4. Do you think it’s possible that antifascist violence can cause white supremacist to gain sympathy and popularity in the public?

5. If no, would you agree that ideologically compromised antifascists, that is those believing in anarchism or communism, could be considered so dangerous that many groups will ally with authoritarian/white supremacist groups to stop these antifascists? (And maybe that’s exactly what happened in the Weimar Republic?)

6. Would you agree that communism is approximately as evil as “Nazi” regimes? You show a Soviet sniper team in your photos when you could have chosen Charles DeGaulle or someone else. You dedicate your essay to the people who fought under Stalin on the Eastern Front. If no, how would you approximate the evil of communism compared to the Nazis?

7. You mention the 10–80–10 rule. Why do you believe this?(I realize this might be a metaphor, but I’m hearing you out).

8. Are you sure it is that easy to determine who is a Nazi and who is a conservative? Alabama Senate candidate Roy Moore believes homosexuality should be illegal and Muslims shouldn’t be allowed to serve in Congress. In your opinion, is he a conservative or a Nazi?

9. You mention that there is no effective counter speech to Nazis when it passes a certain threshold. How do you feel about ignoring Nazi speech in that threshold?

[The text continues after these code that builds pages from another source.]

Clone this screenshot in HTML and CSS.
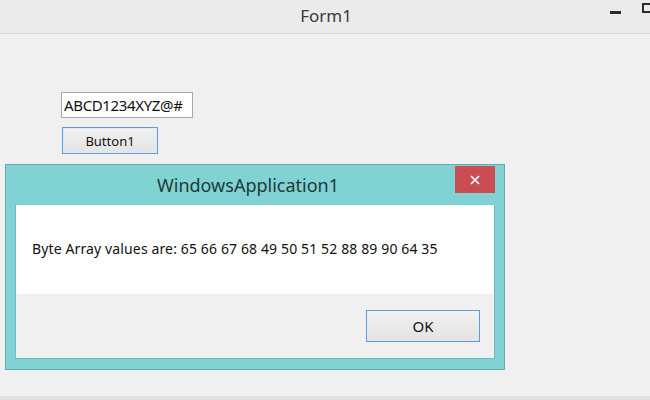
FILE: index.html
```html
<!DOCTYPE html>
<html>
<head>
<meta charset="utf-8">
<link rel="stylesheet" href="styles.css">
</head>
<body>
<div class="window">
  <div class="titlebar">
    <span class="title">Form1</span>
    <div class="controls">
      <span class="min"></span>
      <span class="max"></span>
    </div>
  </div>
  <div class="form">
    <div class="textbox">ABCD1234XYZ@#</div>
    <div class="button btn1">Button1</div>
  </div>
  <div class="bottomline"></div>

  <div class="dialog">
    <div class="dlg-title">
      <span class="dlg-caption">WindowsApplication1</span>
      <div class="close">
        <svg width="10" height="10" viewBox="0 0 10 10"><path d="M1 1 L9 9 M9 1 L1 9" stroke="#ffffff" stroke-width="1.7" fill="none"/></svg>
      </div>
    </div>
    <div class="dlg-body">
      <div class="dlg-msg">Byte Array values are: 65 66 67 68 49 50 51 52 88 89 90 64 35</div>
      <div class="dlg-foot">
        <div class="button ok">OK</div>
      </div>
    </div>
  </div>
</div>
</body>
</html>
```
FILE: styles.css
```css
* { box-sizing: border-box; }
html, body { margin: 0; padding: 0; }
body {
  width: 650px;
  height: 400px;
  overflow: hidden;
  background: #f0f0f0;
  font-family: "Noto Sans", "Open Sans", sans-serif;
  color: #1a1a1a;
}
.window {
  position: relative;
  width: 650px;
  height: 400px;
  display: flex;
  flex-direction: column;
}
.titlebar {
  height: 34px;
  background: #ebebeb;
  border-bottom: 1px solid #d8d8d8;
  display: flex;
  align-items: center;
  justify-content: center;
  position: relative;
}
.title {
  font-size: 17px;
  color: #3a3a3a;
  margin-top: -3px;
  margin-left: 2px;
}
.controls {
  position: absolute;
  right: 0;
  top: 0;
  height: 24px;
  display: flex;
  align-items: center;
  gap: 21px;
}
.min {
  width: 11px;
  height: 3px;
  background: #2a2a2a;
}
.max {
  width: 8px;
  height: 10px;
  border: 2px solid #2a2a2a;
  border-right: none;
  margin-top: -8px;
}
.form {
  flex: 1;
  padding: 58px 0 0 61px;
  display: flex;
  flex-direction: column;
  align-items: flex-start;
  gap: 9px;
}
.textbox {
  width: 132px;
  height: 26px;
  background: #ffffff;
  border: 1px solid #a9a9a9;
  font-size: 15px;
  line-height: 24px;
  padding-left: 2px;
  letter-spacing: -0.35px;
  color: #111;
  white-space: nowrap;
  overflow: hidden;
}
.button {
  background: linear-gradient(#f1f1f1, #e3e3e3);
  border: 1px solid #5a9bd8;
  color: #111;
  display: flex;
  align-items: center;
  justify-content: center;
}
.btn1 {
  width: 96px;
  height: 27px;
  margin-left: 1px;
  font-size: 13px;
  box-shadow: inset 0 0 0 1px #dcecfc;
}
.bottomline {
  height: 4px;
  background: #e1e1e1;
}
.dialog {
  position: absolute;
  left: 5px;
  top: 164px;
  width: 500px;
  height: 206px;
  background: #80d2d3;
  border: 1px solid #62acad;
  padding: 0 9px 10px 9px;
  display: flex;
  flex-direction: column;
}
.dlg-title {
  height: 40px;
  display: flex;
  align-items: center;
  justify-content: center;
  position: relative;
}
.dlg-caption {
  font-size: 18px;
  color: #1f3a3a;
  margin-top: -1px;
  margin-right: 14px;
}
.close {
  position: absolute;
  right: 0;
  top: 1px;
  width: 40px;
  height: 27px;
  background: #c94d52;
  display: flex;
  align-items: center;
  justify-content: center;
}
.dlg-body {
  flex: 1;
  display: flex;
  flex-direction: column;
  border: 1px solid #6fbcbc;
  border-top: none;
}
.dlg-msg {
  height: 89px;
  background: #ffffff;
  font-size: 14px;
  letter-spacing: 0.13px;
  padding: 34px 0 0 16px;
  color: #111;
}
.dlg-foot {
  flex: 1;
  background: #f0f0f0;
  display: flex;
  justify-content: flex-end;
  align-items: flex-start;
  padding: 16px 14px 0 0;
}
.ok {
  width: 114px;
  height: 32px;
  font-size: 15px;
}
```
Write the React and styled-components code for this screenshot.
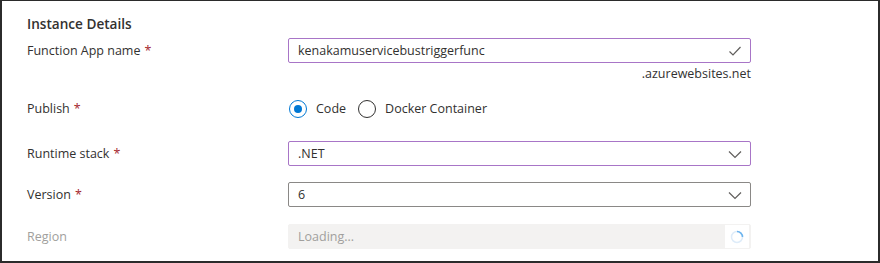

10. Have you attempted to look at the data on what pro-Nazi attitudes have existed over the last 70 years? If pro-Nazi attitudes have not increased recently would you reevaluate your outlook at all?

11. You mention that there are risks and potential benefits to society related to punching Nazis. You then move into the metaphor of anti-fascism (which includes punching Nazis, right?) being a fever which keeps you alive. How do you know this metaphor is appropriate? Perhaps initiating political violence is always wrong? Perhaps the risks of punching Nazis are just too great?

11. You mention one risk of political violence is a civil war. However would you agree that another risk is potentially stifling positive and worthy speech, as people are afraid make valuable contributions out of fear of intimidation?